Dog Days
DHL Wealth Advisory - Aug 25, 2023
Global markets were mixed on the week with the S&P 500 and NASDAQ posting their first weekly gains of August, while the Dow Jones and S&P TSX continued their slide. After a steady rally...
Global markets were mixed on the week with the S&P 500 and NASDAQ posting their first weekly gains of August, while the Dow Jones and S&P TSX continued their slide. After a steady rally from March through July, the market's mood has shifted more recently, with stocks posting a rather weak August so far.

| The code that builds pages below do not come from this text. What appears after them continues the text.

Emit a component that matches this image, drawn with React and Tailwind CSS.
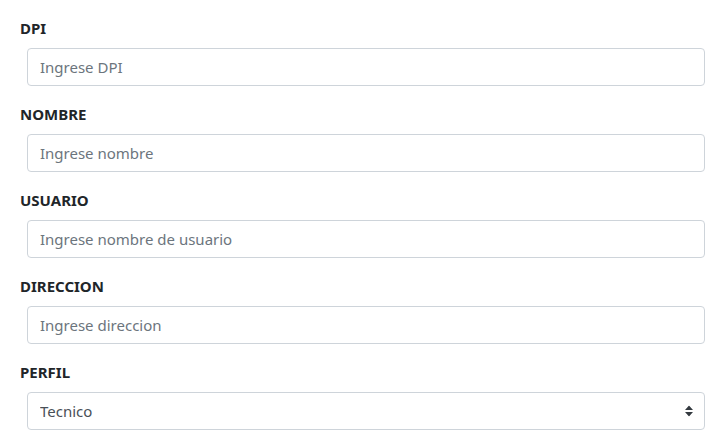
const fields = [
  { label: 'DPI', placeholder: 'Ingrese DPI' },
  { label: 'NOMBRE', placeholder: 'Ingrese nombre' },
  { label: 'USUARIO', placeholder: 'Ingrese nombre de usuario' },
  { label: 'DIRECCION', placeholder: 'Ingrese direccion' },
];

const App = () => {
  return (
    <div className="min-h-[448px] bg-white pt-4 pl-5 pr-5 font-['Noto_Sans','Open_Sans',sans-serif] text-[#212529]">
      {fields.map((f) => (
        <div key={f.label} className="mb-4">
          <label className="mb-2 block text-[15px] font-bold leading-6">{f.label}</label>
          <input
            type="text"
            placeholder={f.placeholder}
            className="ml-[7px] block h-[38px] w-[678px] rounded border border-[#ced4da] px-3 text-[15px] text-[#495057] placeholder:text-[#6c757d] outline-none"
          />
        </div>
      ))}
      <div className="mb-4">
        <label className="mb-2 block text-[15px] font-bold leading-6">PERFIL</label>
        <div className="relative ml-[7px] w-[678px]">
          <select className="block h-[38px] w-full appearance-none rounded border border-[#ced4da] bg-white px-3 text-[15px] text-[#495057] outline-none">
            <option>Tecnico</option>
          </select>
          <svg className="pointer-events-none absolute right-[12px] top-1/2 -translate-y-1/2" width="8" height="11" viewBox="0 0 8 11">
            <path d="M4 0 L8 4.5 H0 Z M0 6.5 H8 L4 11 Z" fill="#343a40" />
          </svg>
        </div>
      </div>
    </div>
  );
};

export default App;
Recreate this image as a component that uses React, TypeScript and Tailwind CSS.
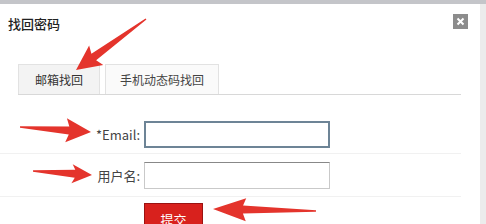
import React from "react";

type Pt = [number, number];

// tapered red annotation arrow, tail -> tip
const arrowPoints = (tail: Pt, tip: Pt, hl: number, hw: number, w0: number, w1: number) => {
  const dx = tip[0] - tail[0];
  const dy = tip[1] - tail[1];
  const len = Math.hypot(dx, dy);
  const ux = dx / len;
  const uy = dy / len;
  const nx = -uy;
  const ny = ux;
  const bx = tip[0] - ux * hl;
  const by = tip[1] - uy * hl;
  const pts: Pt[] = [
    [tail[0] + (nx * w0) / 2, tail[1] + (ny * w0) / 2],
    [bx + (nx * w1) / 2, by + (ny * w1) / 2],
    [bx + (nx * hw) / 2 - ux * 3, by + (ny * hw) / 2 - uy * 3],
    tip,
    [bx - (nx * hw) / 2 - ux * 3, by - (ny * hw) / 2 - uy * 3],
    [bx - (nx * w1) / 2, by - (ny * w1) / 2],
    [tail[0] - (nx * w0) / 2, tail[1] - (ny * w0) / 2],
  ];
  return pts.map((p) => p.join(",")).join(" ");
};

const arrows = [
  { tail: [146, 19] as Pt, tip: [76, 70] as Pt, hl: 22, hw: 24 },
  { tail: [20, 127] as Pt, tip: [91, 132] as Pt, hl: 22, hw: 24 },
  { tail: [33, 171] as Pt, tip: [92, 175] as Pt, hl: 17, hw: 19 },
  { tail: [316, 211] as Pt, tip: [213, 209] as Pt, hl: 30, hw: 23 },
];

export default function App() {
  return (
    <div
      className="relative w-[486px] h-[224px] overflow-hidden bg-white text-[#333]"
      style={{ fontFamily: '"Noto Sans CJK SC", "Liberation Sans", sans-serif' }}
    >
      <div className="h-[4px] bg-[#c4c5c9]" />
      <div className="flex h-[220px]">
        <div className="w-[480px] bg-white">
          {/* header */}
          <div className="flex items-start justify-between pl-[8px] pr-[12px] pt-[10px]">
            <span className="text-[13px] leading-[20px] font-medium text-[#222]">找回密码</span>
            <button className="w-[15px] h-[15px] bg-[#8c8c8c] flex items-center justify-center">
              <svg width="9" height="9" viewBox="0 0 9 9">
                <path d="M1.5 1.5 L7.5 7.5 M7.5 1.5 L1.5 7.5" stroke="#fff" strokeWidth="2" />
              </svg>
            </button>
          </div>

          {/* tabs */}
          <div className="mt-[30px] ml-[18px] mr-[19px] flex items-end border-b border-[#d8d8d8]">
            <div className="w-[82px] h-[30px] bg-[#f3f3f3] border border-b-0 border-[#e2e2e2] flex items-center justify-center text-[12px] text-[#333]">
              邮箱找回
            </div>
            <div className="ml-[5px] w-[114px] h-[30px] bg-[#fafafa] border border-b-0 border-[#e2e2e2] flex items-center justify-center text-[12px] text-[#444]">
              手机动态码找回
            </div>
          </div>

          {/* form */}
          <div className="mt-[26px] mr-[19px]">
            <div className="flex items-center">
              <label className="w-[141px] text-right text-[13px] text-[#444] pr-[1px]">*Email:</label>
              <input className="ml-[3px] w-[186px] h-[27px] border-2 border-[#6d8496] outline-none" />
            </div>
            <div className="mt-[5px] h-px bg-[#f1f1f1]" />
            <div className="mt-[8px] flex items-center">
              <label className="w-[141px] text-right text-[13px] text-[#444] pr-[1px]">用户名:</label>
              <input className="ml-[3px] w-[186px] h-[27px] border border-[#c9c9c9] border-t-[#888] outline-none" />
            </div>
            <div className="mt-[7px] h-px bg-[#f1f1f1]" />
            <div className="mt-[6px] pl-[144px]">
              <button className="w-[59px] h-[28px] pt-[4px] bg-[#d8211d] border border-[#9b1212] text-white text-[13px] leading-none">
                提交
              </button>
            </div>
          </div>
        </div>
        <div className="flex-1 bg-[#ececec]" />
      </div>

      {/* red annotation arrows */}
      <svg className="absolute inset-0 pointer-events-none" width="486" height="224" viewBox="0 0 486 224">
        {arrows.map((a, i) => (
          <polygon key={i} points={arrowPoints(a.tail, a.tip, a.hl, a.hw, 1.5, 8)} fill="#e4342c" />
        ))}
      </svg>
    </div>
  );
}
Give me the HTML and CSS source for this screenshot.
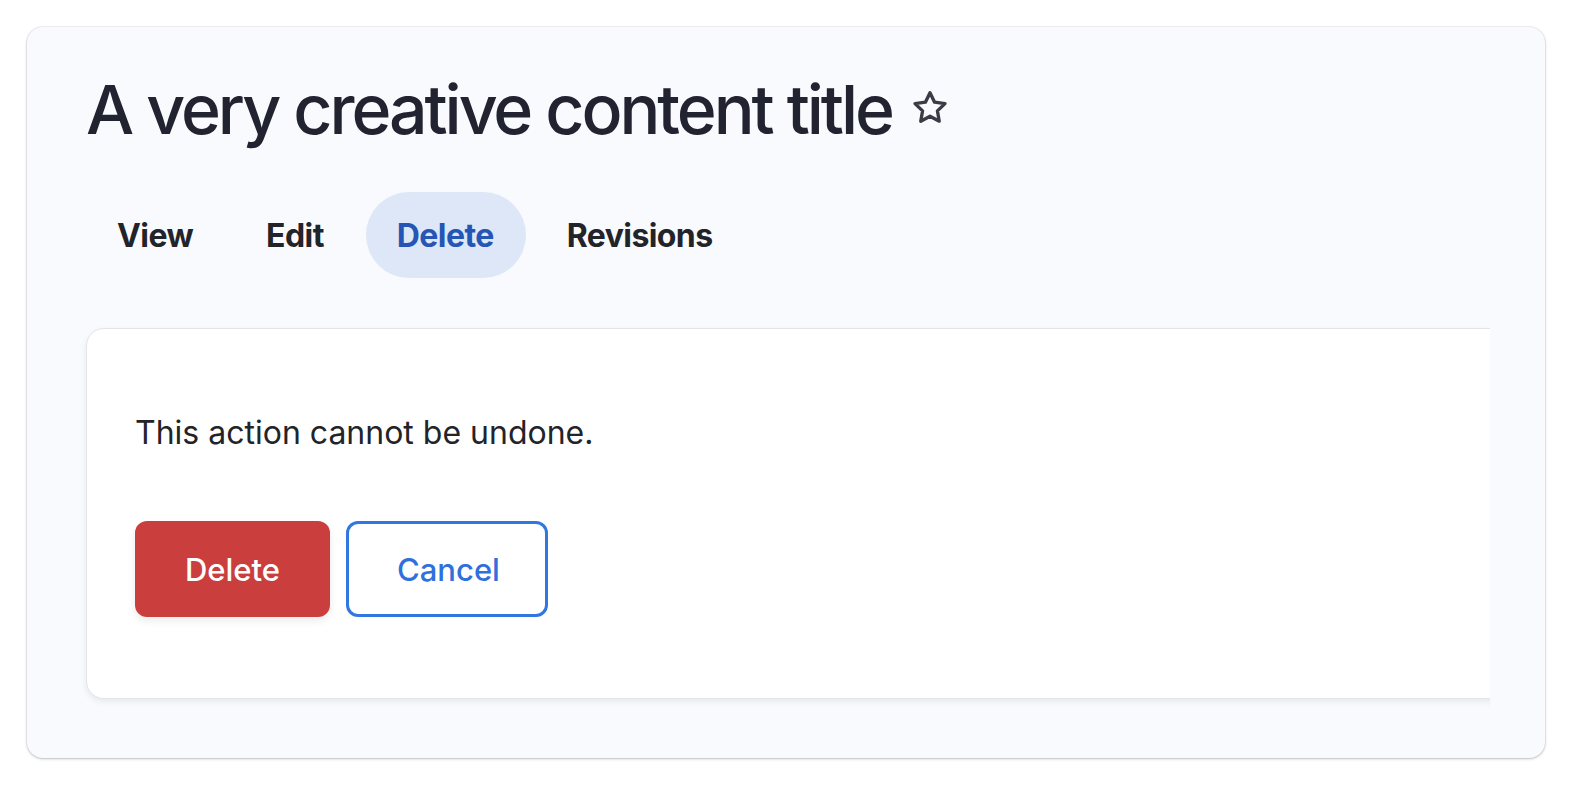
FILE: index.html
```html
<!DOCTYPE html>
<html lang="en">
<head>
<meta charset="utf-8">
<title>Delete</title>
<link rel="stylesheet" href="styles.css">
</head>
<body>
<div class="frame">
  <div class="title-row">
    <h1 class="page-title">A very creative content title</h1>
    <svg class="star" viewBox="0 0 24 24" width="40" height="40" aria-hidden="true">
      <path d="M12 2.8l2.75 5.7 6.25.85-4.55 4.35 1.1 6.2L12 16.9l-5.55 3 1.1-6.2L3 9.35l6.25-.85z" fill="none" stroke="#3a3b45" stroke-width="2" stroke-linejoin="round"/>
    </svg>
  </div>
  <nav class="tabs">
    <a class="tab">View</a>
    <a class="tab">Edit</a>
    <a class="tab tab-active">Delete</a>
    <a class="tab">Revisions</a>
  </nav>
  <div class="clip">
    <div class="card">
      <p class="msg">This action cannot be undone.</p>
      <div class="actions">
        <button class="btn btn-danger">Delete</button>
        <button class="btn btn-outline">Cancel</button>
      </div>
    </div>
  </div>
</div>
</body>
</html>
```

FILE: styles.css
```css
* { box-sizing: border-box; }
html, body { margin: 0; padding: 0; background: #ffffff; }
body {
  font-family: Inter, "Noto Sans", sans-serif;
  color: #232429;
  width: 1572px;
  height: 786px;
  overflow: hidden;
}
.frame {
  margin: 27px 0 0 27px;
  width: 1518px;
  height: 731px;
  border-radius: 16px;
  background: #f9fafd;
  box-shadow: 0 0 0 1px rgba(0,0,0,0.05), 0 1px 3px rgba(0,0,0,0.22);
  padding: 47px 55px 0 59px;
  overflow: hidden;
}
.title-row {
  display: flex;
  align-items: center;
  gap: 18px;
  height: 70px;
}
.page-title {
  margin: 0;
  font-size: 68px;
  font-weight: 500;
  line-height: 70px;
  letter-spacing: -0.045em;
  color: #222330;
}
.star { flex: none; margin-top: -2px; }
.tabs {
  display: flex;
  gap: 10px;
  margin-top: 48px;
  height: 86px;
}
.tab {
  display: flex;
  align-items: center;
  padding: 0 32px 0 31px;
  border-radius: 43px;
  font-size: 32px;
  font-weight: 700;
  color: #232429;
  letter-spacing: -0.018em;
}
.tab-active {
  background: #dde7f7;
  color: #2556b5;
}
.clip {
  overflow: hidden;
  margin: 30px 0 0 -20px;
  padding: 20px 0 20px 20px;
}
.card {
  width: 1460px;
  background: #ffffff;
  border: 1px solid #e4e5ea;
  border-radius: 18px;
  box-shadow: 0 3px 6px rgba(0,0,0,0.07);
  padding: 84px 48px 81px;
}
.msg {
  margin: 0;
  font-size: 32px;
  line-height: 40px;
  font-weight: 400;
}
.actions {
  display: flex;
  gap: 16px;
  margin-top: 68px;
}
.btn {
  height: 96px;
  padding: 0 48px;
  border-radius: 12px;
  font-family: Inter, "Noto Sans", sans-serif;
  font-size: 31px;
  font-weight: 500;
  cursor: pointer;
}
.btn-danger {
  background: #cb3e3e;
  border: 0;
  color: #ffffff;
  box-shadow: 0 4px 8px rgba(0,0,0,0.08);
  width: 195px;
}
.btn-outline {
  background: #ffffff;
  border: 3px solid #3177e0;
  color: #2f70dc;
  width: 202px;
}
```
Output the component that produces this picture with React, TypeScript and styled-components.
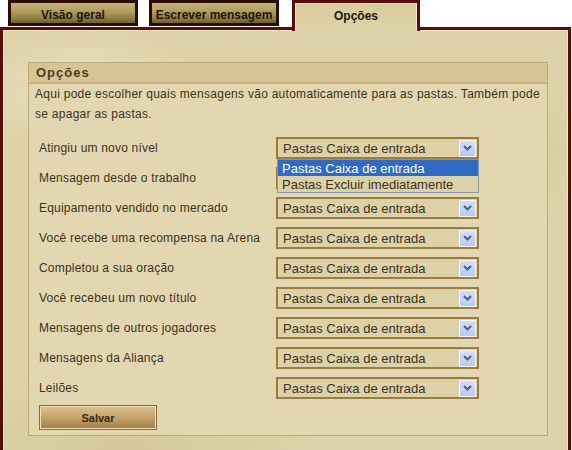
import React from "react";
import styled, {createGlobalStyle} from "styled-components";

const GlobalStyle = createGlobalStyle`
  body {
    margin: 0;
    background: #ffffff;
    font-family: "Liberation Sans", Arial, sans-serif;
  }
`;

const Page = styled.div`
  width: 571px;
  height: 450px;
  overflow: hidden;
`;

const TabBar = styled.div`
  display: flex;
  align-items: flex-start;
  gap: 11px;
  padding-left: 8px;
  height: 27px;
  position: relative;
  z-index: 2;
`;

const Tab = styled.div<{ $active?: boolean; $width: number }>`
  width: ${p => p.$width}px;
  box-sizing: border-box;
  display: flex;
  align-items: center;
  justify-content: center;
  font-size: 12px;
  font-weight: bold;
  color: #241406;
  ${p => p.$active ? `
    height: 31px;
    margin-left: 2px;
    border: 3px solid #5a0d08;
    border-bottom: none;
    box-shadow: inset 1px 1px 0 #f3ead0, inset -1px 0 0 #f3ead0;
    background: linear-gradient(180deg, #d8cc9c 0%, #ddd2a8 100%);
    padding-bottom: 3px;
  ` : `
    height: 26px;
    border: 3px solid #2c0d06;
    background: linear-gradient(180deg, #c4b476 0%, #ad9c5c 45%, #8c7a40 80%, #6e5e2c 100%);
    padding-top: 4px;
  `}
`;

const Panel = styled.div`
  position: relative;
  z-index: 1;
  height: 440px;
  box-sizing: border-box;
  border: 3px solid #5a0d08;
  box-shadow: inset 0 0 0 1px #f1e7c6;
  background:
    radial-gradient(ellipse 120px 60px at 80px 60px, rgba(255,250,230,0.35), transparent),
    radial-gradient(ellipse 160px 80px at 470px 120px, rgba(190,170,120,0.18), transparent),
    radial-gradient(ellipse 140px 90px at 300px 300px, rgba(255,250,230,0.25), transparent),
    radial-gradient(ellipse 200px 80px at 120px 420px, rgba(180,160,110,0.2), transparent),
    #ddd2a9;
  padding: 32px 20px 0 25px;
`;

const Box = styled.div`
  width: 520px;
  box-sizing: border-box;
  border: 1px solid #bea878;
  background: #e2d7b0;
  padding-bottom: 5px;
`;

const BoxHeader = styled.div`
  height: 21px;
  box-sizing: border-box;
  background: #d8c595;
  border-bottom: 2px solid #c7b07e;
  padding-left: 7px;
  display: flex;
  align-items: center;
  font-size: 13px;
  font-weight: bold;
  letter-spacing: 1px;
  color: #4b3b1e;
`;

const Description = styled.p`
  margin: 0;
  padding: 0 5px 0 6px;
  font-size: 12px;
  line-height: 20px;
  color: #3a3222;
  letter-spacing: 0.27px;
`;

const Rows = styled.div`
  display: flex;
  flex-direction: column;
  padding: 9px 0 0 10px;
`;

const Row = styled.div`
  display: flex;
  align-items: center;
  height: 30px;
`;

const Label = styled.span`
  width: 237px;
  white-space: nowrap;
  font-size: 12px;
  letter-spacing: 0.2px;
  color: #3a3222;
`;

const SelectWrap = styled.div`
  position: relative;
`;

const Select = styled.div`
  width: 203px;
  height: 22px;
  box-sizing: border-box;
  border: 2px solid #9b7b3e;
  background: #ddd1a8;
  display: flex;
  align-items: center;
  justify-content: space-between;
  padding: 0 1px 0 5px;
  font-size: 13px;
  color: #3a3222;
`;

const ArrowButton = styled.span`
  width: 17px;
  height: 17px;
  box-sizing: border-box;
  border: 1px solid #f2f5fc;
  background: linear-gradient(180deg, #d3def9 0%, #b9cbf4 100%);
  display: flex;
  align-items: center;
  justify-content: center;
`;

const Menu = styled.div`
  position: absolute;
  left: 1px;
  top: 22px;
  width: 202px;
  box-sizing: border-box;
  border: 1px solid #8696aa;
  background: #ddd1a8;
  z-index: 3;
`;

const MenuItem = styled.div<{ $selected?: boolean }>`
  height: 16px;
  line-height: 17px;
  padding-left: 4px;
  font-size: 13px;
  color: ${p => p.$selected ? "#ffffff" : "#3a3222"};
  background: ${p => p.$selected ? "#316ac5" : "transparent"};
`;

const SaveButton = styled.button`
  margin: 2px 0 0 10px;
  width: 118px;
  height: 25px;
  border: 1px solid #8c6c3a;
  box-shadow: inset 0 0 0 1px #eedfb4;
  background: linear-gradient(180deg, #dcc48f 0%, #c6a66c 45%, #a07e46 100%);
  font-family: "Liberation Sans", Arial, sans-serif;
  font-size: 11px;
  font-weight: bold;
  color: #3a2a10;
  padding: 0;
`;

const Chevron = () => (
    <svg width="9" height="6" viewBox="0 0 9 6">
        <path d="M1 1 L4.5 4.5 L8 1" fill="none" stroke="#4d5f86" strokeWidth="2"/>
    </svg>
);

const rows = [
    "Atingiu um novo nível",
    "Mensagem desde o trabalho",
    "Equipamento vendido no mercado",
    "Você recebe uma recompensa na Arena",
    "Completou a sua oração",
    "Você recebeu um novo título",
    "Mensagens de outros jogadores",
    "Mensagens da Aliança",
    "Leilões",
];

export default function App() {
    return (
        <Page>
            <GlobalStyle/>
            <TabBar>
                <Tab $width={130}>Visão geral</Tab>
                <Tab $width={130}>Escrever mensagem</Tab>
                <Tab $width={128} $active>Opções</Tab>
            </TabBar>
            <Panel>
                <Box>
                    <BoxHeader>Opções</BoxHeader>
                    <Description>
                        Aqui pode escolher quais mensagens vão automaticamente para as pastas. Também pode se apagar as pastas.
                    </Description>
                    <Rows>
                        {rows.map((label, i) => (
                            <Row key={label}>
                                <Label>{label}</Label>
                                <SelectWrap>
                                    <Select>
                                        <span>Pastas Caixa de entrada</span>
                                        <ArrowButton><Chevron/></ArrowButton>
                                    </Select>
                                    {i === 0 && (
                                        <Menu>
                                            <MenuItem $selected>Pastas Caixa de entrada</MenuItem>
                                            <MenuItem>Pastas Excluir imediatamente</MenuItem>
                                        </Menu>
                                    )}
                                </SelectWrap>
                            </Row>
                        ))}
                    </Rows>
                    <SaveButton>Salvar</SaveButton>
                </Box>
            </Panel>
        </Page>
    );
}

The S&P TSX is down ~5% in August and a similar number for the S&P 500, but, as the chart below illustrates, is still having a strong year, ~15%. Enthusiasm around a resilient economy, moderating inflation and artificial intelligence is not gone, but it has been countered by global growth concerns and a leg higher in interest rates of late.
Heading into August we spoke of general seasonal weakness and for market participants to expect some consolidation after impressive year-to-date gains. In fact, there have been 21 instances when the S&P 500 was up more than 10% by the end of June. Historical trading shows that the market would trade sideways for a period of 2-3 months before picking up again around November. As the chart below illustrates, the historical average calendar return in these instances has been 24.94%.
Aside from the usual period of seasonal weakness, there has also been an uptick in interest rates. Recall that central banks are increasing interest rates in attempt to slow down global economies. The sharp rise in interest rates through 2022 was documented ad nauseam (and felt much the same) as both stock- and bond-market performance suffered last year. Coming into 2023, the general consensus amongst strategists was for the sharp and steady rise in rates to abate as the central focus shifted from high inflation to lower growth. While the aggressive hiking campaign did abate, growth hasn’t slowed nearly as much as anticipated. As such, we've seen longer-term rates climb materially in recent weeks, with the 10-year Treasury yield and Government of Canada bond yield hitting new highs for the year.
We attribute the bulk of this run-up in rates to an update in consensus expectations around U.S. Fed policy. The resiliency in economic growth is prompting markets to accept that central banks will in fact be keeping rates higher for longer.
Now, what does this for investors? First, we don't think the jump in the 10-year yield is a signal that the Fed will resume another phase of rate hikes ahead. Inflation has been moderating, a trend we expect to continue, though not perfectly linear. This point was made very clear in last week's domestic consumer price index (CPI) report, which revealed an uptick in headline inflation (to 3.3% from 2.85%), but also displayed that underlying disinflationary trends remain intact. If that trend persists it will, of course, make the Bank of Canada's job a little more difficult with rate decisions in coming months, but we don't believe it changes the broader monetary-policy story in Canada. In the U.S., the decline in inflation, to us, means the Fed doesn't need to put in a new round of policy tightening, but it also means that nobody will be entertaining rate cuts anytime soon.
This week we saw U.S. durable goods orders lose altitude, falling 5.2% in July as expected. The lofty June advance was also taken down a few ticks to 4.4% (previously 4.7%). The reversal marks the first decline in new orders since February.
Source: BMO Economics EconoFACTS: U.S. Durable Goods Orders (July)
Then there was U.S. existing home sales which fell more than expected, down 2.2% to 4.07 mln annualized in July, marking the lowest level since the start of the year. Sales of single-family homes wilted 1.9% while condos fell 4.5% .
Source: BMO Economics EconoFACTS: U.S. Existing Home Sales (July)
Meanwhile Canadian retail sales ticked up 0.1% in June, slightly better than the flat flash estimate previously published by StatCan. However, the details were softer as the increase was driven by a 2.5% jump in autos. Most of the remaining sectors were down, leaving sales ex-autos down 0.8%. The regional picture was also mixed with only four of ten provinces posting increases.
Source: BMO Economics EconoFACTS: Canadian Retail Sales (June)
The point we are making here is that the impacts of Fed rate hikes are still working their way through the economy. The end of policy-tightening cycles are traditionally a favourable development for market performance. We don't expect a sharp leg higher from here for interest rates, but we do think the help markets are receiving from the stronger-than-expected economy is partially offset by the resulting upward pressure exerted on higher bond yields.